Given information:
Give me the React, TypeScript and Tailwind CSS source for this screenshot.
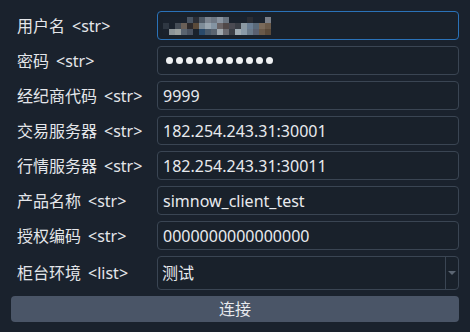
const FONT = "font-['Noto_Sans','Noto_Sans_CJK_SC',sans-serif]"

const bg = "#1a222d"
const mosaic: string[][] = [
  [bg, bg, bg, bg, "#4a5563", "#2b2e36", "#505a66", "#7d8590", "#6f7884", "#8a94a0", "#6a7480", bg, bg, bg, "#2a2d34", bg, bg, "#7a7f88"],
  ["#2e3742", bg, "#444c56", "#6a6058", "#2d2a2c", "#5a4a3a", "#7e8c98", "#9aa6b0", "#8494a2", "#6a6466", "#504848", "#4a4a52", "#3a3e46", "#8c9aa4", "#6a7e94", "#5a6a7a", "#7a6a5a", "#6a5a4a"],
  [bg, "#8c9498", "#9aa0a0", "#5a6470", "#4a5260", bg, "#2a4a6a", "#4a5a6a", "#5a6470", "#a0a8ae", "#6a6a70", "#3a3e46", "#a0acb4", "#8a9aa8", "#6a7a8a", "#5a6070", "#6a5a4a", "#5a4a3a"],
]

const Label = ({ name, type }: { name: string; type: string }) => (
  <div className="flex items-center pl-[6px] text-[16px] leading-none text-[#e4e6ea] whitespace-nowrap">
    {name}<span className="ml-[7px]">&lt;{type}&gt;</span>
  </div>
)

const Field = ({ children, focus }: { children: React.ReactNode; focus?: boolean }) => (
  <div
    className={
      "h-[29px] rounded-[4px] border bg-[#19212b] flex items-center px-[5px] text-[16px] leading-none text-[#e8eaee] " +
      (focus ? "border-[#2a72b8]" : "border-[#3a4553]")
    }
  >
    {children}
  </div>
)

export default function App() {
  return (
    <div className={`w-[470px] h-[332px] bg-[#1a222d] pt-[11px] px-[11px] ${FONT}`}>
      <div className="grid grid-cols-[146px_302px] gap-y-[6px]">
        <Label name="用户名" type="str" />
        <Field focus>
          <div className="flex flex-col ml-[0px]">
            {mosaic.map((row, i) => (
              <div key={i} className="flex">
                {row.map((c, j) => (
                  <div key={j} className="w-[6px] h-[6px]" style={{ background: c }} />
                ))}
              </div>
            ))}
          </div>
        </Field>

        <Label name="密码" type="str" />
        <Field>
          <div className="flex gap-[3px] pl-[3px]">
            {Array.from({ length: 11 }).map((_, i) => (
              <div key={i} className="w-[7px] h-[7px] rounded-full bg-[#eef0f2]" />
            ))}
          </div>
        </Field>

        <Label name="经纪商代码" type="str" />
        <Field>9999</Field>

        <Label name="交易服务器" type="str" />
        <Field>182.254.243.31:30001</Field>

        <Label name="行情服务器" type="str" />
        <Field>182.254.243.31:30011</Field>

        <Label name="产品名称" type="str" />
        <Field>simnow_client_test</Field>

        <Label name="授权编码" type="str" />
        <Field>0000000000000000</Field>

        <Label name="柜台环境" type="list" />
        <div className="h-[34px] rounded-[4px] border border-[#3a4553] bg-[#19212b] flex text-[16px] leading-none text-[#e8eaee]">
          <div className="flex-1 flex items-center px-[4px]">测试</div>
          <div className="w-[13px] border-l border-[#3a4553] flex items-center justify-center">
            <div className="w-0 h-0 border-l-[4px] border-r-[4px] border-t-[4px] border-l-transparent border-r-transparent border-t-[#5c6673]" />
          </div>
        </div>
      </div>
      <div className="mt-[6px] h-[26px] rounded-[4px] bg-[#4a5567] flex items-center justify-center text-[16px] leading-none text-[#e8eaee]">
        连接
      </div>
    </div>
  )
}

Exercise objective: Reproduce the material above verbatim; omit every picture.

Finished task:
Give me the React, TypeScript and Tailwind CSS source for this screenshot.
const FONT = "font-['Noto_Sans','Noto_Sans_CJK_SC',sans-serif]"

const bg = "#1a222d"
const mosaic: string[][] = [
  [bg, bg, bg, bg, "#4a5563", "#2b2e36", "#505a66", "#7d8590", "#6f7884", "#8a94a0", "#6a7480", bg, bg, bg, "#2a2d34", bg, bg, "#7a7f88"],
  ["#2e3742", bg, "#444c56", "#6a6058", "#2d2a2c", "#5a4a3a", "#7e8c98", "#9aa6b0", "#8494a2", "#6a6466", "#504848", "#4a4a52", "#3a3e46", "#8c9aa4", "#6a7e94", "#5a6a7a", "#7a6a5a", "#6a5a4a"],
  [bg, "#8c9498", "#9aa0a0", "#5a6470", "#4a5260", bg, "#2a4a6a", "#4a5a6a", "#5a6470", "#a0a8ae", "#6a6a70", "#3a3e46", "#a0acb4", "#8a9aa8", "#6a7a8a", "#5a6070", "#6a5a4a", "#5a4a3a"],
]

const Label = ({ name, type }: { name: string; type: string }) => (
  <div className="flex items-center pl-[6px] text-[16px] leading-none text-[#e4e6ea] whitespace-nowrap">
    {name}<span className="ml-[7px]">&lt;{type}&gt;</span>
  </div>
)

const Field = ({ children, focus }: { children: React.ReactNode; focus?: boolean }) => (
  <div
    className={
      "h-[29px] rounded-[4px] border bg-[#19212b] flex items-center px-[5px] text-[16px] leading-none text-[#e8eaee] " +
      (focus ? "border-[#2a72b8]" : "border-[#3a4553]")
    }
  >
    {children}
  </div>
)

export default function App() {
  return (
    <div className={`w-[470px] h-[332px] bg-[#1a222d] pt-[11px] px-[11px] ${FONT}`}>
      <div className="grid grid-cols-[146px_302px] gap-y-[6px]">
        <Label name="用户名" type="str" />
        <Field focus>
          <div className="flex flex-col ml-[0px]">
            {mosaic.map((row, i) => (
              <div key={i} className="flex">
                {row.map((c, j) => (
                  <div key={j} className="w-[6px] h-[6px]" style={{ background: c }} />
                ))}
              </div>
            ))}
          </div>
        </Field>

        <Label name="密码" type="str" />
        <Field>
          <div className="flex gap-[3px] pl-[3px]">
            {Array.from({ length: 11 }).map((_, i) => (
              <div key={i} className="w-[7px] h-[7px] rounded-full bg-[#eef0f2]" />
            ))}
          </div>
        </Field>

        <Label name="经纪商代码" type="str" />
        <Field>9999</Field>

        <Label name="交易服务器" type="str" />
        <Field>182.254.243.31:30001</Field>

        <Label name="行情服务器" type="str" />
        <Field>182.254.243.31:30011</Field>

        <Label name="产品名称" type="str" />
        <Field>simnow_client_test</Field>

        <Label name="授权编码" type="str" />
        <Field>0000000000000000</Field>

        <Label name="柜台环境" type="list" />
        <div className="h-[34px] rounded-[4px] border border-[#3a4553] bg-[#19212b] flex text-[16px] leading-none text-[#e8eaee]">
          <div className="flex-1 flex items-center px-[4px]">测试</div>
          <div className="w-[13px] border-l border-[#3a4553] flex items-center justify-center">
            <div className="w-0 h-0 border-l-[4px] border-r-[4px] border-t-[4px] border-l-transparent border-r-transparent border-t-[#5c6673]" />
          </div>
        </div>
      </div>
      <div className="mt-[6px] h-[26px] rounded-[4px] bg-[#4a5567] flex items-center justify-center text-[16px] leading-none text-[#e8eaee]">
        连接
      </div>
    </div>
  )
}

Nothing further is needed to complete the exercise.